Those insights, he added, can include analytics or machine learning models.
Data dreams
Allen admits he thinks about data a lot. Recently, he said, he dreamt about data quality and how to ensure it.
“I am passionate about data, as is a lot of our team,” Allen said.
While many experts got into the field through data science and machine learning, Allen started out as a chemical engineer. His Ph.D. program and working with friends to test numerical modeling simulation for Major League Baseball helped open his eyes to its enormous potential and how powerful it can be in certain situations.
“If you’re looking at a single row of data, it would be interesting and important, but you may not be able to derive much insight from that,” Allen said. “But when you aggregate that data to a huge level – I’m talking about 150 million residential properties or millions of appraisals – all of a sudden, these patterns appear in the data and you learn new things about the world that you cannot see in that single record.”

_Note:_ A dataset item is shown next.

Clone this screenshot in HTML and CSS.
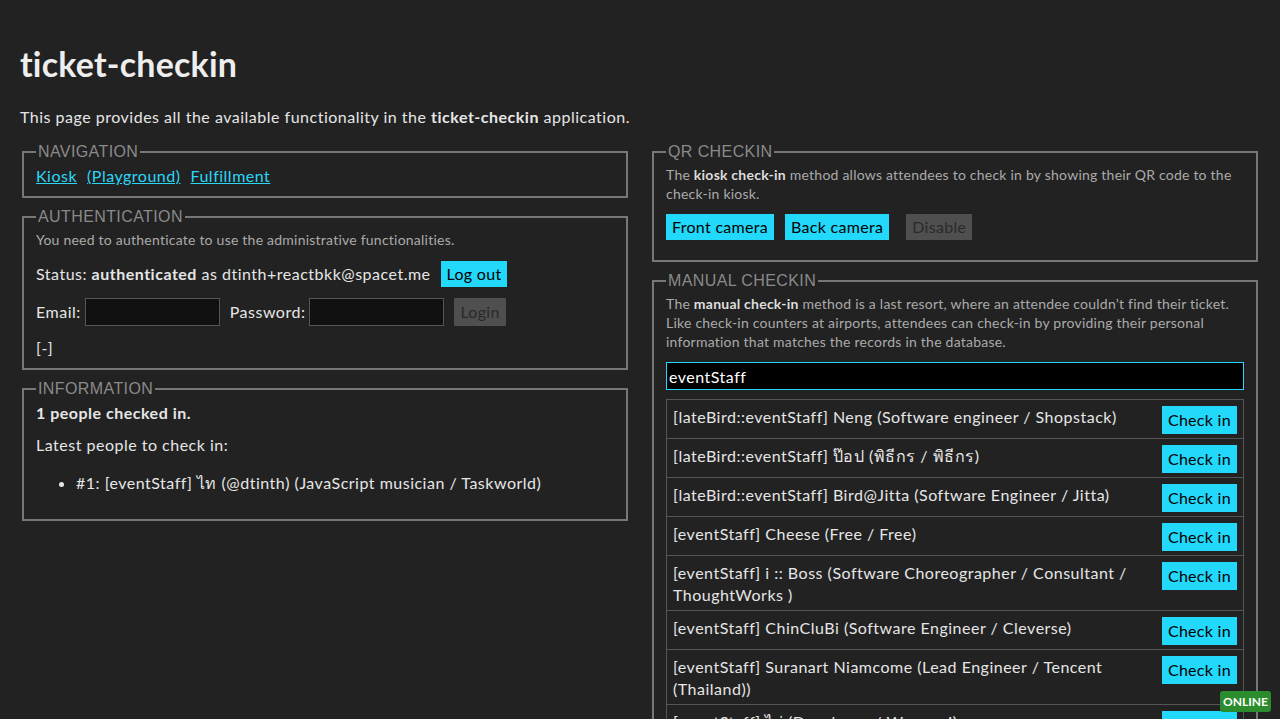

Ultimately, data is dynamic, Allen said.
“I find data very interesting… both how you move it, how you use it and how you keep it from fooling you,” Allen said. “Everything about data is pretty fascinating on its own.”
That sentiment wasn’t too common five or 10 years ago, when companies were capturing data during businesses transactions, focused more on how to store it rather than using it for maximum gain. Businesses have become more confident in the power of data in recent years as technology has allowed it to be unlocked, Allen said.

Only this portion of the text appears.